SET TASK: In the material below, find every line with "styles" and pull it out.
** begin **
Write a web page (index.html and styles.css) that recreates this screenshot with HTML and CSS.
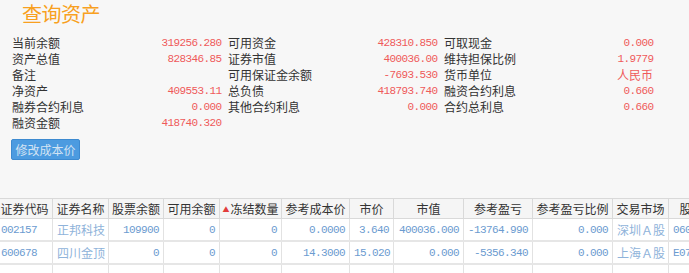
FILE: index.html
```html
<!DOCTYPE html>
<html lang="zh-CN">
<head>
<meta charset="utf-8">
<title>查询资产</title>
<link rel="stylesheet" href="styles.css">
</head>
<body>
<div class="page">
  <h1 class="title">查询资产</h1>
  <div class="info">
    <div class="item"><span class="lbl">当前余额</span><span class="val">319256.280</span></div>
    <div class="item"><span class="lbl">可用资金</span><span class="val">428310.850</span></div>
    <div class="item"><span class="lbl">可取现金</span><span class="val">0.000</span></div>
    <div class="item"><span class="lbl">资产总值</span><span class="val">828346.85</span></div>
    <div class="item"><span class="lbl">证券市值</span><span class="val">400036.00</span></div>
    <div class="item"><span class="lbl">维持担保比例</span><span class="val">1.9779</span></div>
    <div class="item"><span class="lbl">备注</span><span class="val"></span></div>
    <div class="item"><span class="lbl">可用保证金余额</span><span class="val">-7693.530</span></div>
    <div class="item"><span class="lbl">货币单位</span><span class="val cjk">人民币</span></div>
    <div class="item"><span class="lbl">净资产</span><span class="val">409553.11</span></div>
    <div class="item"><span class="lbl">总负债</span><span class="val">418793.740</span></div>
    <div class="item"><span class="lbl">融资合约利息</span><span class="val">0.660</span></div>
    <div class="item"><span class="lbl">融券合约利息</span><span class="val">0.000</span></div>
    <div class="item"><span class="lbl">其他合约利息</span><span class="val">0.000</span></div>
    <div class="item"><span class="lbl">合约总利息</span><span class="val">0.660</span></div>
    <div class="item"><span class="lbl">融资金额</span><span class="val">418740.320</span></div>
  </div>
  <button class="btn" type="button">修改成本价</button>
  <div class="table-wrap">
    <table class="grid">
      <colgroup>
        <col style="width:56px"><col style="width:56px"><col style="width:55px"><col style="width:56px">
        <col style="width:62px"><col style="width:68px"><col style="width:44px"><col style="width:70px">
        <col style="width:69px"><col style="width:80px"><col style="width:56px"><col style="width:70px">
      </colgroup>
      <thead>
        <tr>
          <th>证券代码</th><th>证券名称</th><th>股票余额</th><th>可用余额</th>
          <th><span class="sort">▲</span>冻结数量</th><th>参考成本价</th><th>市价</th><th>市值</th>
          <th>参考盈亏</th><th>参考盈亏比例</th><th>交易市场</th><th>股东代码</th>
        </tr>
      </thead>
      <tbody>
        <tr>
          <td class="num left">002157</td><td class="cjk">正邦科技</td><td class="num">109900</td><td class="num">0</td>
          <td class="num">0</td><td class="num">0.0000</td><td class="num">3.640</td><td class="num">400036.000</td>
          <td class="num">-13764.990</td><td class="num">0.000</td><td class="cjk">深圳Ａ股</td><td class="num left">0600000001</td>
        </tr>
        <tr>
          <td class="num left">600678</td><td class="cjk">四川金顶</td><td class="num">0</td><td class="num">0</td>
          <td class="num">0</td><td class="num">14.3000</td><td class="num">15.020</td><td class="num">0.000</td>
          <td class="num">-5356.340</td><td class="num">0.000</td><td class="cjk">上海Ａ股</td><td class="num left">E070000001</td>
        </tr>
        <tr class="empty">
          <td></td><td></td><td></td><td></td><td></td><td></td><td></td><td></td><td></td><td></td><td></td><td></td>
        </tr>
      </tbody>
    </table>
  </div>
</div>
</body>
</html>
```

FILE: styles.css
```css
html, body {
  margin: 0;
  padding: 0;
  background: #f7f7f7;
  overflow: hidden;
}

.page {
  font-family: "Noto Sans CJK SC", "Noto Sans", sans-serif;
  font-size: 12px;
  color: #333;
  width: 689px;
  height: 273px;
  overflow: hidden;
}

.title {
  margin: 0;
  padding: 2px 0 0 22px;
  height: 33px;
  box-sizing: border-box;
  font-size: 20px;
  line-height: 24px;
  font-weight: normal;
  color: #f8a020;
  letter-spacing: -0.5px;
}

.info {
  display: grid;
  grid-template-columns: repeat(3, 216px);
  padding-left: 12px;
  margin-top: 2px;
}

.item {
  display: flex;
  justify-content: space-between;
  align-items: center;
  height: 16px;
  padding-right: 7px;
}

.lbl {
  color: #333;
  line-height: 16px;
}

.val {
  font-family: "Liberation Mono", monospace;
  font-size: 11px;
  letter-spacing: -0.6px;
  margin-right: -0.6px;
  color: #ef5a5a;
  line-height: 16px;
}

.val.cjk {
  font-family: "Noto Sans CJK SC", sans-serif;
  font-size: 12px;
  letter-spacing: 0;
  margin-right: 0;
}

.btn {
  display: block;
  margin: 8px 0 0 11px;
  height: 21px;
  width: 69px;
  padding: 0;
  border: 1px solid #3d8ad0;
  border-radius: 2px;
  background: #4c9be0;
  color: #d3e3f3;
  font-family: "Noto Sans CJK SC", sans-serif;
  font-size: 12px;
  line-height: 19px;
}

.table-wrap {
  margin-top: 38px;
  margin-left: -4px;
}

.grid {
  table-layout: fixed;
  border-collapse: collapse;
  width: 742px;
}

.grid th {
  height: 19px;
  padding: 0;
  font-weight: normal;
  color: #333;
  background: #f5f5f5;
  border: 1px solid #d9d9d9;
  text-align: center;
  white-space: nowrap;
  overflow: hidden;
  line-height: 18px;
}

.sort {
  color: #e23c3c;
  font-size: 7px;
  vertical-align: 2px;
  margin-right: 1px;
}

.grid td {
  height: 21px;
  padding: 0 4px;
  background: #fff;
  border-left: 1px solid #e2e2e2;
  border-right: 1px solid #e2e2e2;
  border-bottom: 2px solid #e6e6e6;
  color: #6b9bd0;
  white-space: nowrap;
  overflow: hidden;
  line-height: 20px;
}

.grid td.num {
  font-family: "Liberation Mono", monospace;
  font-size: 11px;
  letter-spacing: -0.6px;
  text-align: right;
}

.grid td.left {
  text-align: left;
}

.grid td.cjk {
  font-size: 12px;
  text-align: left;
  color: #8fb3da;
}
```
** end **
RESPONSE FOR THIS EXERCISE:
Write a web page (index.html and styles.css) that recreates this screenshot with HTML and CSS.
<link rel="stylesheet" href="styles.css">
FILE: styles.css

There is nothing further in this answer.